Here are some of my observations:
- General framework: each panel was scheduled for 1hr 15min, and had 4-5 speakers. As there should also be time for questions at the end, this meant that each presenter had about 12-15 minutes. This is very little. It is certainly not easy to stick to that time.
- The chair sometimes introduced the presenters in detail, sometimes not. In one case the chair used the final time slot to present a critique (not criticism) of each presentation, basically giving an additional presentation. I found that less interesting than the Q&A times.
Presenters roughly fell into three groups:
- Some gave a strict reading of the paper, often with little eye contact.
- Others read the paper, but interspersed with informal comments and explanations, usually with more eye contact and lively (livelier) intonation. In some cases they read large passages but then made transitions with informal remarks that made it more lively. Or the reading was interspersed with explanations about the PPT (powerpoint) slides.

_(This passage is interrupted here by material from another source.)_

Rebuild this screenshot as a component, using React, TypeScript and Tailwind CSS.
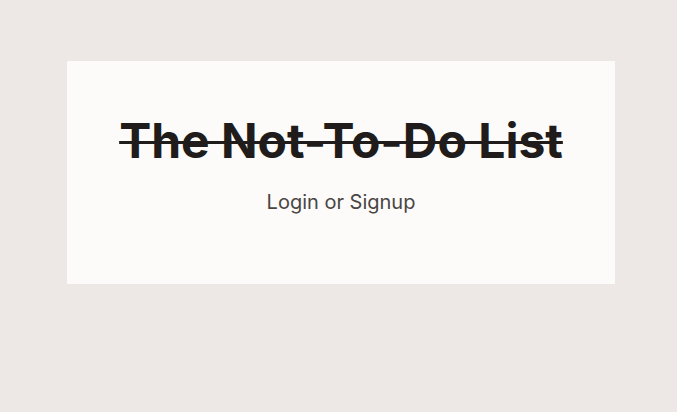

- A third group presented the material freely without reading any material, except maybe some quotes. My guess is that most people in this group were teachers or professors who were used to lecturing without reading their paper.

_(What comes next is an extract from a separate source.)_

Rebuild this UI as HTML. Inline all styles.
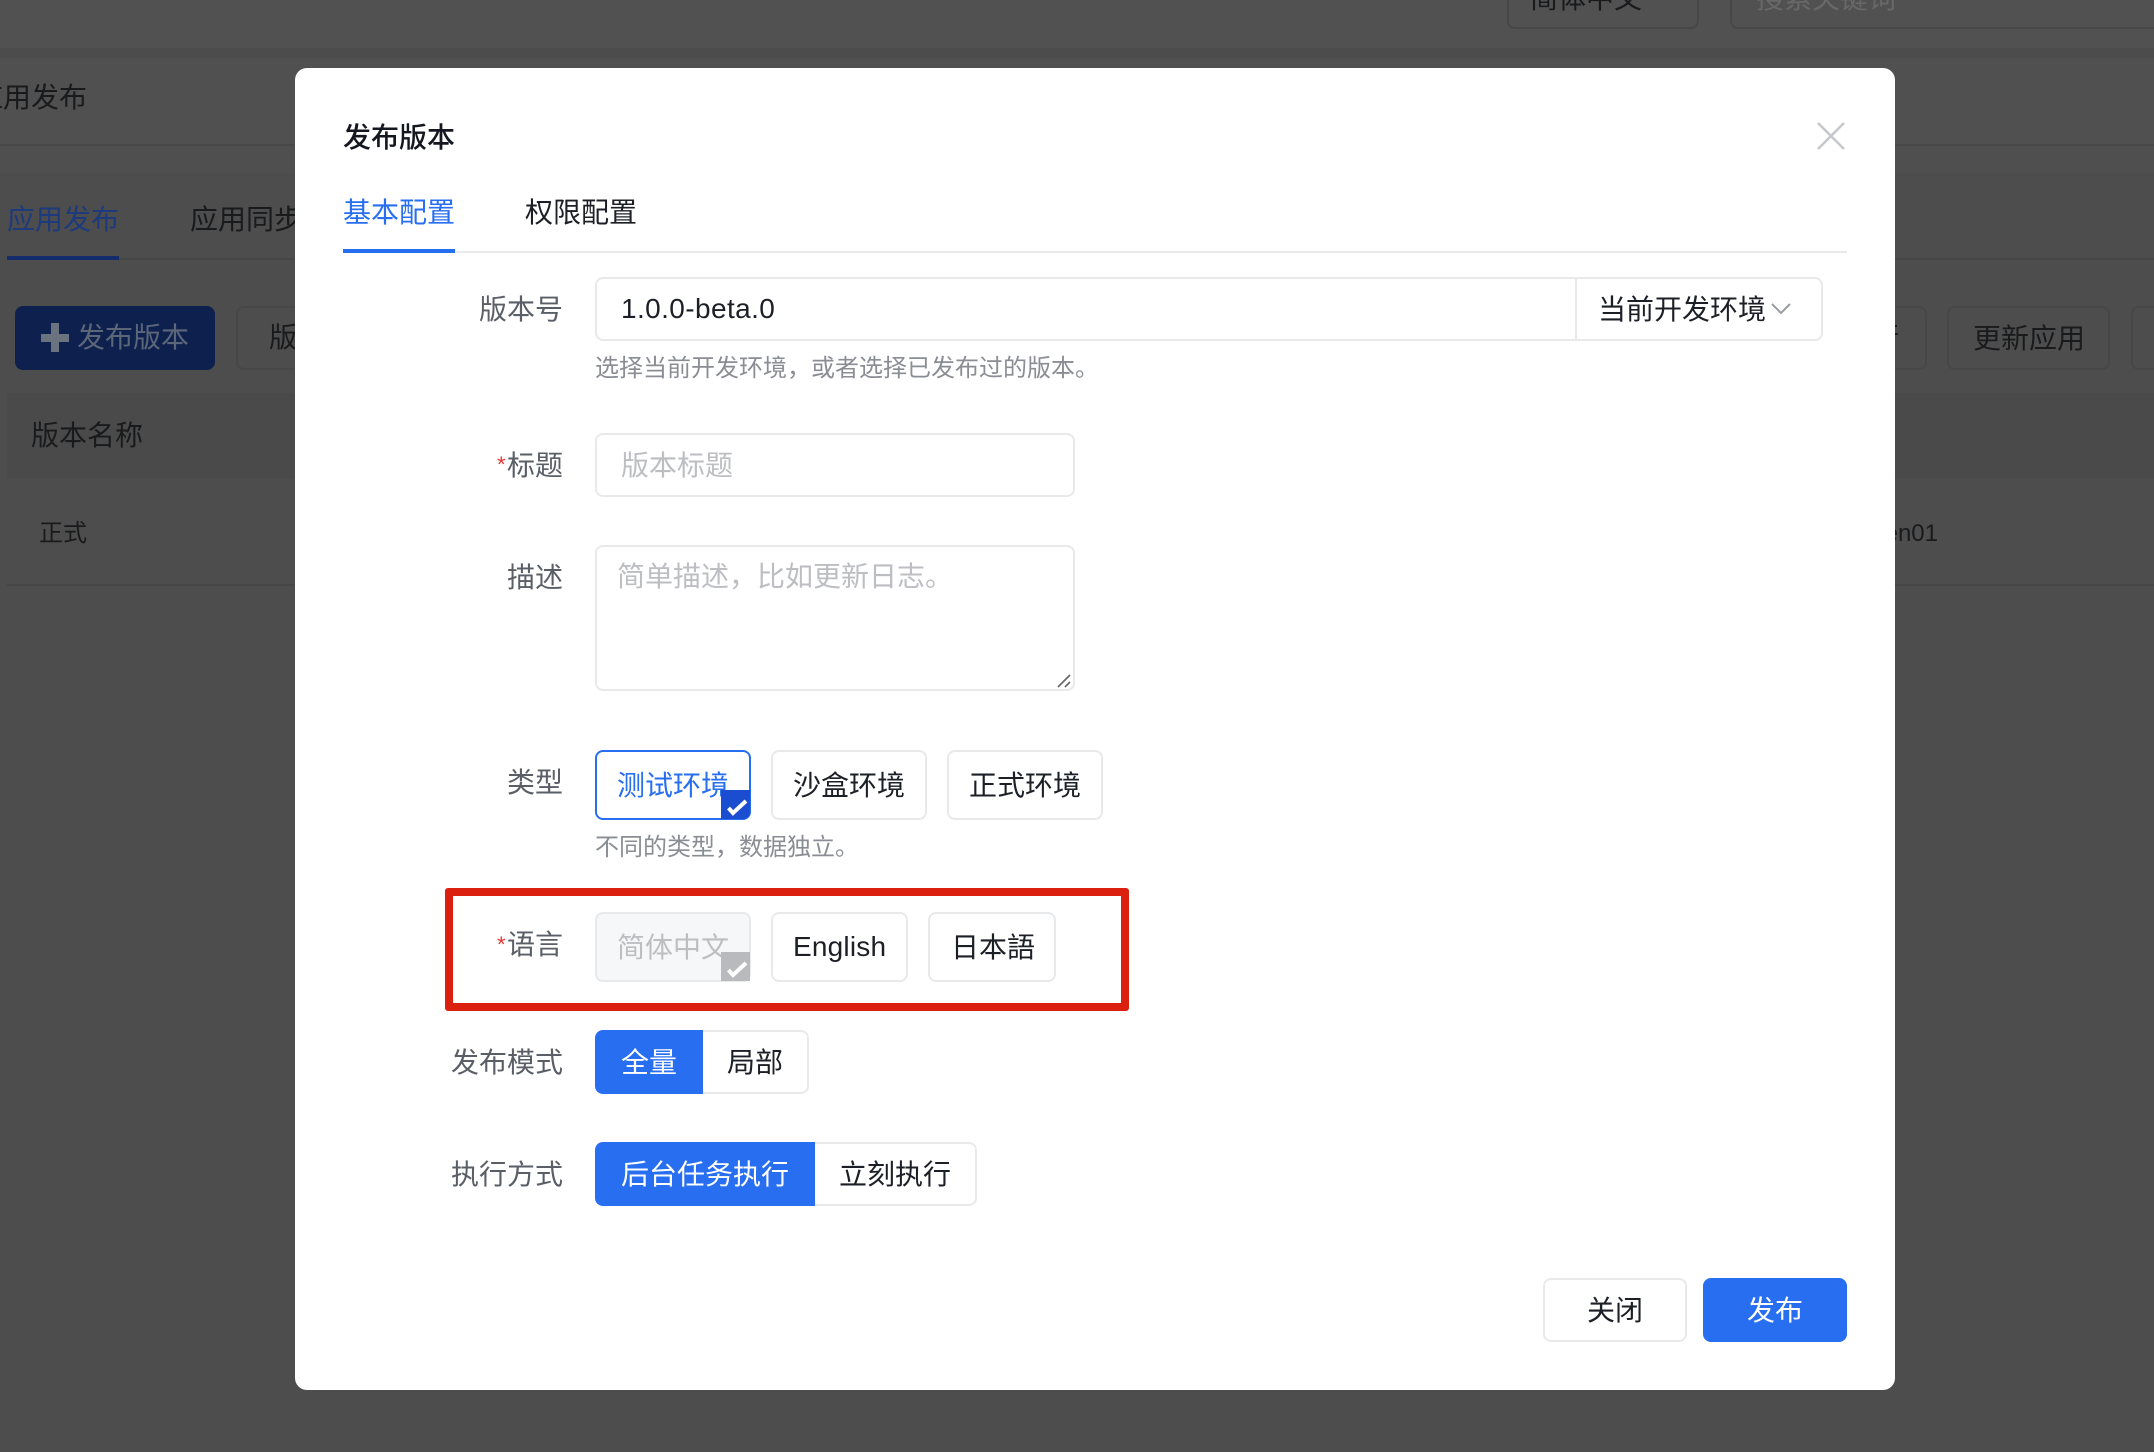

Other differences and observations:
- Some read too fast and it was hard to follow, especially when coupled with
- Reading with little intonation, not very lively way of speaking.

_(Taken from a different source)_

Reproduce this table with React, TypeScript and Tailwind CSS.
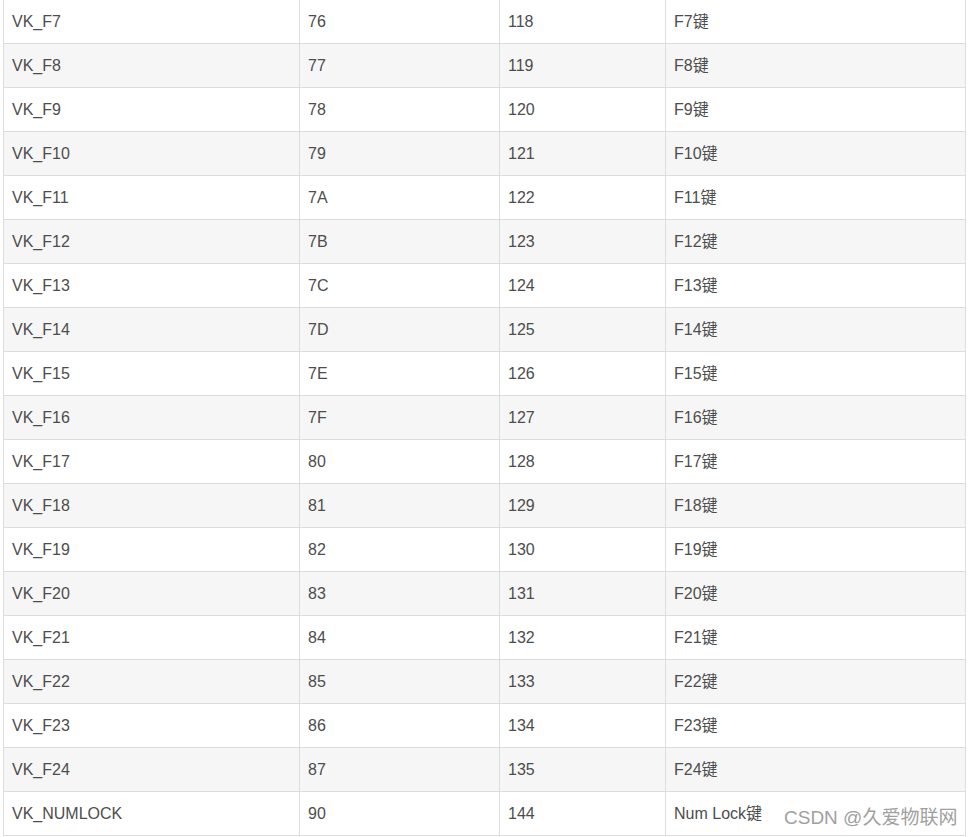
import React from 'react';

const rows: [string, string, string, string][] = [
  ['VK_F7', '76', '118', 'F7键'],
  ['VK_F8', '77', '119', 'F8键'],
  ['VK_F9', '78', '120', 'F9键'],
  ['VK_F10', '79', '121', 'F10键'],
  ['VK_F11', '7A', '122', 'F11键'],
  ['VK_F12', '7B', '123', 'F12键'],
  ['VK_F13', '7C', '124', 'F13键'],
  ['VK_F14', '7D', '125', 'F14键'],
  ['VK_F15', '7E', '126', 'F15键'],
  ['VK_F16', '7F', '127', 'F16键'],
  ['VK_F17', '80', '128', 'F17键'],
  ['VK_F18', '81', '129', 'F18键'],
  ['VK_F19', '82', '130', 'F19键'],
  ['VK_F20', '83', '131', 'F20键'],
  ['VK_F21', '84', '132', 'F21键'],
  ['VK_F22', '85', '133', 'F22键'],
  ['VK_F23', '86', '134', 'F23键'],
  ['VK_F24', '87', '135', 'F24键'],
  ['VK_NUMLOCK', '90', '144', 'Num Lock键'],
];

export default function App() {
  return (
    <div
      className="relative h-[837px] w-[970px] overflow-hidden bg-white pl-[3px] text-[#4d4d4d]"
      style={{ fontFamily: '"Liberation Sans", Arial, "Noto Sans CJK SC", sans-serif' }}
    >
      <table className="-mt-px w-[962px] table-fixed border-collapse text-[16px]">
        <colgroup>
          <col className="w-[296px]" />
          <col className="w-[200px]" />
          <col className="w-[166px]" />
          <col className="w-[300px]" />
        </colgroup>
        <tbody>
          {rows.map((r, i) => (
            <tr key={r[0]} className={i % 2 === 1 ? 'bg-[#f6f6f6]' : 'bg-white'}>
              {r.map((c, j) => (
                <td key={j} className="h-[44px] border border-[#dddddd] px-2 align-middle leading-[22px]">
                  {c}
                </td>
              ))}
            </tr>
          ))}
        </tbody>
      </table>
      <div className="absolute left-[784px] top-[805px] text-[19px] leading-[26px] text-[#a0a0a0]">
        CSDN @久爱物联网
      </div>
    </div>
  );
}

- Using too many big words that were hard to conceptualize for non-insiders.
- Only one person handed out copies which was good because his PPT did not work, but it is hard to know how many people will come to each group.
- Maybe half of the presenters used PPT.
- In one case the picture on the screen was for the following presenter. This was distracting.
- Only one person went overtime and even that was due to a misunderstanding.
- There was especially one presentations that kept the audience spellbound by the way of presentation (as far as I could tell):
- an African professor who was a great storyteller (in good African tradition).
- There were three presentations (among those that I heard) that captivated people due to the content:
- an African-American young lady who talked about her auto-ethnographic research and search for identity,
- two men who spoke about the humanitarian blight of illegal immigrants along the American-Mexican border.
Concerning the content of the presentations and the supporting research data:
- The presenters did not give a lot of information about the research data, only about general methodology (probably due to the time constraint).
- Even if they had done a lot of research the presentation could only focus on a small part of it.
- The titles of the presentations were not always telling you much about the content.
- In quite a few cases I had the impression that the title had more to do with the conference theme than with the actual content of the presentation.
- Some presentations had very little to do with ethnic studies, e.g.
- one geography student who had done the same presentation at a geography conference and now just left out a lot of geographical details.
- one student of philosophy (?) spoke about the Islamic concept of the heart with very little reference to the panel theme.
All this tells me that I need to be less concerned about not having material that fits exactly with the conference theme. It seems to be OK if it only touches on the theme in some broad sense and with creativity. This was actually my main worry because it is of course rare that you have done sufficient research in an area that fits a conference theme exactly. I also go the impression that there are large differences in the amount of research that went into each presentation, and the depth of knowledge. This will also help me to be less afraid of not having enough data or having done huge amounts of research.
Good ideas and things I want to copy:
- Set a timer before you start. Even though the chair will give you a notice when you have only 2 minutes left.
- Say “quote” before you read a quote.
- Explain the larger context of your paper in the beginning, including any planned future research.
- Don’t assume that the audience knows a lot about your topic, give enough simplified explanations so that anybody can follow.
- Avoid “big” (technical) words and tongue twisters.
- Mention authors of existing works in your research area by name.
- Preferably use a PPT but not too many slides.
- Try to speak freely but practice good timing and lively intonation.
- Provide a clear summary at the beginning and the end of what you propose or want to communicate through the paper.
- If possible try storytelling and include personal stories.
All this was very helpful and gave me a better idea about what it means to present a conference paper, as this is something I will be doing in the near future. Thanks to this conference I am now better equipped to do it. And hopefully less nervous. 😉
4 thoughts on “What did you learn today?”
as a teacher, presentations and presenting are always interesting and relevant for me. thanks for sharing those thoughts, jutta! wenn du mal fragen zu PPT hast, bin zwar kein Experte, habe aber ein paar Theorien/Ideen dazu.
Danke Georg. PPT ist der Teil der mich am wenigsten nervös macht, da ich mit PPT ziemlich vertraut bin (Reisedienst usw). Aber ich bin immer offen für neue Ideen. Kannst du mir was von deinen Ideen/Theorien schicken?
How wise of you to know that you needed to thoroughly analyze the process in order to best prepare yourself (and your nerves) for presenting at a similar conference. I think you will do great!